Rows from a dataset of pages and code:
──────

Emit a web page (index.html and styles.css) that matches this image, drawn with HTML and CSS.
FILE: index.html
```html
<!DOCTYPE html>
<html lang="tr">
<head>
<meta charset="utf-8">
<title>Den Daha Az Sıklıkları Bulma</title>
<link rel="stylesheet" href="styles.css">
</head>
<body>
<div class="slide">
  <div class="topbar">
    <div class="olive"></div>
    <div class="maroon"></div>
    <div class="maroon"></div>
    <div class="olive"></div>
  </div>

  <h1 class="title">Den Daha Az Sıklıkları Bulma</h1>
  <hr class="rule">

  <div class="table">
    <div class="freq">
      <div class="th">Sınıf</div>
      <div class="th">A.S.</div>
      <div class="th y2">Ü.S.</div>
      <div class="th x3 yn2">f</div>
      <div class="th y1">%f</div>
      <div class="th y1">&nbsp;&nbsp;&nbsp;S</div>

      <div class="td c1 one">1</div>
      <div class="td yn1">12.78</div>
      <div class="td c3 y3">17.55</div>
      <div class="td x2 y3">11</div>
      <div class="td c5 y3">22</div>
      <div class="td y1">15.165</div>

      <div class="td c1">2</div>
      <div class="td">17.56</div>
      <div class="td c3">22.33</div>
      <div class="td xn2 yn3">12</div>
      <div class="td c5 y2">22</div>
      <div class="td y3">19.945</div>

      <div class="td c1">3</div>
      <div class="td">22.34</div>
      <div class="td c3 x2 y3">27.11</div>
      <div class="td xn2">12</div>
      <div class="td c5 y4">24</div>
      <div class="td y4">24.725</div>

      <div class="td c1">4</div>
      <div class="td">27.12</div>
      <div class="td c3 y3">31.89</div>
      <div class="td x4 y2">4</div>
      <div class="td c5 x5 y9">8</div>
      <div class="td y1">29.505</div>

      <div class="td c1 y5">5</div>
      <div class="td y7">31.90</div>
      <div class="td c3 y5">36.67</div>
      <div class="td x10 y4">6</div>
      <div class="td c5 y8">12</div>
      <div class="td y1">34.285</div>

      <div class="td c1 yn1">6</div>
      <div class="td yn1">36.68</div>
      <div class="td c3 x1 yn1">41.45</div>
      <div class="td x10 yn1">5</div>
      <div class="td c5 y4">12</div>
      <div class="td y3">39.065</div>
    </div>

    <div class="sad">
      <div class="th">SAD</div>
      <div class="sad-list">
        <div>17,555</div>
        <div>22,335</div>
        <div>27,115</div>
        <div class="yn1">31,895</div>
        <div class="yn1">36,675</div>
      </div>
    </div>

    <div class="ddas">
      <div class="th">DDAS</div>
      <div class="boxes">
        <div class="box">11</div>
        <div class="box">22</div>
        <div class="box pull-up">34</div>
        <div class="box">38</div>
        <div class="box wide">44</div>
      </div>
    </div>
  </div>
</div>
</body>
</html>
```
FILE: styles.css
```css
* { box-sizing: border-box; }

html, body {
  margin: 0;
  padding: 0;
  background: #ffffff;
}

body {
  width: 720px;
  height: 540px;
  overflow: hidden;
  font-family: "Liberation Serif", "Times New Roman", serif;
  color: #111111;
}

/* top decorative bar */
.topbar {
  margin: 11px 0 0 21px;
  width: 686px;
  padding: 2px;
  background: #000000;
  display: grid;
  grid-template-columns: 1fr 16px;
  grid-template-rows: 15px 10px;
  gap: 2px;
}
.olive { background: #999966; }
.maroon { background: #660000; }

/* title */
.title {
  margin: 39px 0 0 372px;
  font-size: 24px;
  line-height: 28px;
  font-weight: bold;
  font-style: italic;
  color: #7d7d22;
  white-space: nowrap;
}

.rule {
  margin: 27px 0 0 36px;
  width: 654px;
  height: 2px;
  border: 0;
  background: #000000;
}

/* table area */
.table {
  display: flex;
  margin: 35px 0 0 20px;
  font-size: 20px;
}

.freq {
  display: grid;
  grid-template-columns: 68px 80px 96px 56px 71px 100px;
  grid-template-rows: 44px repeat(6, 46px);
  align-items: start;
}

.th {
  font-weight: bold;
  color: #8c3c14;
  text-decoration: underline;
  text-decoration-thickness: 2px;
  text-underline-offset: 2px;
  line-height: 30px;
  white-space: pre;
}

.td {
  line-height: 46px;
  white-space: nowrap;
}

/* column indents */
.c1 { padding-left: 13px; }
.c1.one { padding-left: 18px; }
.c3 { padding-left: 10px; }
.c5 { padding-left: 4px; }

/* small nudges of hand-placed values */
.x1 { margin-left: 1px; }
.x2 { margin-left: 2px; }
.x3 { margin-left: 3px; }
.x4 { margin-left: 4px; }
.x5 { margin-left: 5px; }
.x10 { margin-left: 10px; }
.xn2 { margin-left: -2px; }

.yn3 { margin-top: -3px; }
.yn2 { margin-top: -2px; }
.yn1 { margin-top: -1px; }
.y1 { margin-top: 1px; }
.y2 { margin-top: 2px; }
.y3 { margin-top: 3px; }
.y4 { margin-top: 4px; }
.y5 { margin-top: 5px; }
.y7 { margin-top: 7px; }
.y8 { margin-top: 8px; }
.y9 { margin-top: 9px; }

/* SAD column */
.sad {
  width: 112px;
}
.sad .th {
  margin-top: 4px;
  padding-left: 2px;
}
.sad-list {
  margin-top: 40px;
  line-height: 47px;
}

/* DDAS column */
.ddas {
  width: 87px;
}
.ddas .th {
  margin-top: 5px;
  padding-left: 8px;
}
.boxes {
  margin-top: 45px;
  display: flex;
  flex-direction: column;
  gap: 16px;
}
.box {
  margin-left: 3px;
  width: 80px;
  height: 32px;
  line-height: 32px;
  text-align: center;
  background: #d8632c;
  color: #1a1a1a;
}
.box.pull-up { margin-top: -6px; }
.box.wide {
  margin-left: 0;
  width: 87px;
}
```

──────

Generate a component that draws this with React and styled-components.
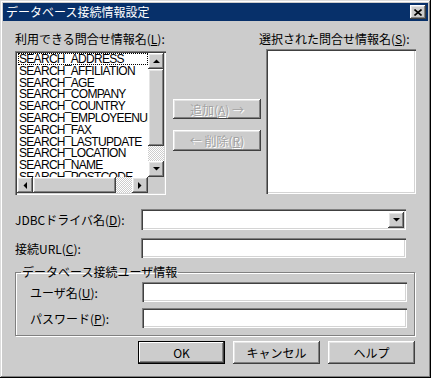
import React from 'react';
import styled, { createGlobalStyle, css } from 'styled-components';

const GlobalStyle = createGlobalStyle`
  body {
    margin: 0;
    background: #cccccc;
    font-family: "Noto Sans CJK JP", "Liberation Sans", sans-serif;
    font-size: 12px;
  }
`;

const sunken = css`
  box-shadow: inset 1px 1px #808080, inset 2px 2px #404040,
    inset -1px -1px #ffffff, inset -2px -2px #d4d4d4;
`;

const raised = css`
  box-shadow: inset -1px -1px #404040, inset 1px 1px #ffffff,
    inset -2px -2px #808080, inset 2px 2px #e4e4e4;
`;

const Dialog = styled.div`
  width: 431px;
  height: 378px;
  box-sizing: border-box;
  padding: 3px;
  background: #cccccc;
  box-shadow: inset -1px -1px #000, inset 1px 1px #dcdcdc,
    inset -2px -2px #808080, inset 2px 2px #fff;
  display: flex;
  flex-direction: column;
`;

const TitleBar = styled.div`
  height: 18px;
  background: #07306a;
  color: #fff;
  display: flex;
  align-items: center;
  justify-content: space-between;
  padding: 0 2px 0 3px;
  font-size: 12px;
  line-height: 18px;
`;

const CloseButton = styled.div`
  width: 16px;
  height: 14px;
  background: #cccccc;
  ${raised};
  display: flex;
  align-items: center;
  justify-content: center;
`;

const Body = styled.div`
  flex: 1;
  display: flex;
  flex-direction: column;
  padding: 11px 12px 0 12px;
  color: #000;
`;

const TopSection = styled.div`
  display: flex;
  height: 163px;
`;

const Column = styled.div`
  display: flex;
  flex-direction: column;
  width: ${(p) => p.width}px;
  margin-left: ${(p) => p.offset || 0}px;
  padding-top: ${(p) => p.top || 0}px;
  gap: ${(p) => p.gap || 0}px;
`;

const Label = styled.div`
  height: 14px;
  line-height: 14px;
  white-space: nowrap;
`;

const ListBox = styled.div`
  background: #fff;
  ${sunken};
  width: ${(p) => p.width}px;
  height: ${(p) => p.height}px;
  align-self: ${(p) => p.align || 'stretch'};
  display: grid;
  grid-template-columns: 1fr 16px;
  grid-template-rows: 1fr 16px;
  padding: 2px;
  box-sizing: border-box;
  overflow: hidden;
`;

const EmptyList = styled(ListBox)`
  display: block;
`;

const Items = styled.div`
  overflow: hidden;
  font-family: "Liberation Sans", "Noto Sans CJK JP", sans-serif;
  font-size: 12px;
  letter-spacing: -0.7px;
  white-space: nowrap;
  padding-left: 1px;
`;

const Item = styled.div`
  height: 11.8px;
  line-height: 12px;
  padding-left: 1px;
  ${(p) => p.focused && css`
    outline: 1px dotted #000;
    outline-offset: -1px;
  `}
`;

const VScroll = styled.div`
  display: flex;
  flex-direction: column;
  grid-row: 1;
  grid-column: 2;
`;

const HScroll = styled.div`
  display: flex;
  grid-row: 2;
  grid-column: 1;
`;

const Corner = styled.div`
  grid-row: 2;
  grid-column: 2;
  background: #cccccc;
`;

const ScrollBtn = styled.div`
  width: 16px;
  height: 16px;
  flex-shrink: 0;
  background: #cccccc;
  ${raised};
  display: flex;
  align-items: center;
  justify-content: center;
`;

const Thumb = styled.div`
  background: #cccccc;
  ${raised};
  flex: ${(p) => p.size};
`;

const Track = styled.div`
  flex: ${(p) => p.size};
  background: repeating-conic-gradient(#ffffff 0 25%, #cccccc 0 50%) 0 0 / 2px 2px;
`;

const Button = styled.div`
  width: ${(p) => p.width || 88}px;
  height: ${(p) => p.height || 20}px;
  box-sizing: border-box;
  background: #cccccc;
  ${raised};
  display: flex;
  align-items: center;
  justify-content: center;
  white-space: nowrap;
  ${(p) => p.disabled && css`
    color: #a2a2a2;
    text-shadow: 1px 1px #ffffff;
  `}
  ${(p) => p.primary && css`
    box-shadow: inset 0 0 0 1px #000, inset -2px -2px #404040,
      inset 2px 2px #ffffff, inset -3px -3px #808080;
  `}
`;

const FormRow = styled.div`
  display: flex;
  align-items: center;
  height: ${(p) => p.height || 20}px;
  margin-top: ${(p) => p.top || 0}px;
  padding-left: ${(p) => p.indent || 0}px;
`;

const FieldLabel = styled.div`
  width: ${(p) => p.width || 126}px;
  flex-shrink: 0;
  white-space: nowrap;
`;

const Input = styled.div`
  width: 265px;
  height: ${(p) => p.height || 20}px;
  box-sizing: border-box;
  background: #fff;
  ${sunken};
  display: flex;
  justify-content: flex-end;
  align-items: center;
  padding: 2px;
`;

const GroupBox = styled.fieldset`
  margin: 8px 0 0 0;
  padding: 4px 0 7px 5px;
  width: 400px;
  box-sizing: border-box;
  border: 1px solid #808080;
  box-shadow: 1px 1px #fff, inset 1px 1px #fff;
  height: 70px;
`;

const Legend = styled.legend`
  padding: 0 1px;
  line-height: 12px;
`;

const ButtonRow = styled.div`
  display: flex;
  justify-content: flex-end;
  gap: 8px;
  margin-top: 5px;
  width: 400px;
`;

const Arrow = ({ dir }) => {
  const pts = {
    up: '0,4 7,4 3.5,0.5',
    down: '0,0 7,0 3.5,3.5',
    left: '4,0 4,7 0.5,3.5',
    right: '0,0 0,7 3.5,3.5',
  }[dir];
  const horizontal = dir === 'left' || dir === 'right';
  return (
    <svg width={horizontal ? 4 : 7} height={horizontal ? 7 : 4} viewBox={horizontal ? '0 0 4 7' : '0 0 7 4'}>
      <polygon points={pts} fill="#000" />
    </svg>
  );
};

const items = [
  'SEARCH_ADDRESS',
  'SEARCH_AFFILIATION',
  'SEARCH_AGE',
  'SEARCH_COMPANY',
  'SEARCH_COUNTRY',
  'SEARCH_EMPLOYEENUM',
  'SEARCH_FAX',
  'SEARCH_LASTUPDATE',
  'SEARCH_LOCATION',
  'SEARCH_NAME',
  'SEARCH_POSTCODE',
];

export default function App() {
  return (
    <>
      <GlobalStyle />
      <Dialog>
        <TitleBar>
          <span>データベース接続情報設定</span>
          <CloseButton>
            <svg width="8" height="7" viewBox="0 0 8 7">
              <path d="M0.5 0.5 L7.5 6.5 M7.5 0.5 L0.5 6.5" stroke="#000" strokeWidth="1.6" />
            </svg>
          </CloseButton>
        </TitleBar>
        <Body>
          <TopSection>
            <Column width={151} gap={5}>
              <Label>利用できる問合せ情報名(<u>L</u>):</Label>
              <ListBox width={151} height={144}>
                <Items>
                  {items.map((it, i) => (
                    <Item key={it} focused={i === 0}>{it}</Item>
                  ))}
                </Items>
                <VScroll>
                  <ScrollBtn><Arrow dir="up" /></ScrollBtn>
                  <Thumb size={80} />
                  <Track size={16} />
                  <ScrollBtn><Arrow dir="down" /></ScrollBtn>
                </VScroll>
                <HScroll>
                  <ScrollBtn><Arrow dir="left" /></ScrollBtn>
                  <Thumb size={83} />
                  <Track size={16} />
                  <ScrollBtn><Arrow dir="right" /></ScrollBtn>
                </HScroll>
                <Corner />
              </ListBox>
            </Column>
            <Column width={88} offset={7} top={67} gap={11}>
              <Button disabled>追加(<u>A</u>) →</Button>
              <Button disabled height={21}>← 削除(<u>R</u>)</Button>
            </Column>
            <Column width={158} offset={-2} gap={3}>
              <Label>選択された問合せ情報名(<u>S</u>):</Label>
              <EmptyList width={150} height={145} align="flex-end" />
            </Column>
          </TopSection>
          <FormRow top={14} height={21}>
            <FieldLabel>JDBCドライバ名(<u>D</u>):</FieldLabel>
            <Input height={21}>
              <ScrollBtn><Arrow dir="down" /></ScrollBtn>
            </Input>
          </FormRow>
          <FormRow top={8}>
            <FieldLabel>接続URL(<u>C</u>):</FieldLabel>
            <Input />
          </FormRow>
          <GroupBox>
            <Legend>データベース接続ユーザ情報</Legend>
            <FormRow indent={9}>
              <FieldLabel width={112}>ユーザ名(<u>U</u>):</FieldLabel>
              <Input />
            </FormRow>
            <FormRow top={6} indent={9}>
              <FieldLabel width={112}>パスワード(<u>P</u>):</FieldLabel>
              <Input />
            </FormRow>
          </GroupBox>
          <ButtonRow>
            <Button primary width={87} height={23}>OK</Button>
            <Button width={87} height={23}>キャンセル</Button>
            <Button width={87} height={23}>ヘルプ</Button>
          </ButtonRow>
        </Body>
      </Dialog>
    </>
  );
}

──────

# [TASK TO COMPLETE]
Find the word "with" in the data and show each line that holds it.

# [TASK SOLUTION]
Emit a web page (index.html and styles.css) that matches this image, drawn with HTML and CSS.
Generate a component that draws this with React and styled-components.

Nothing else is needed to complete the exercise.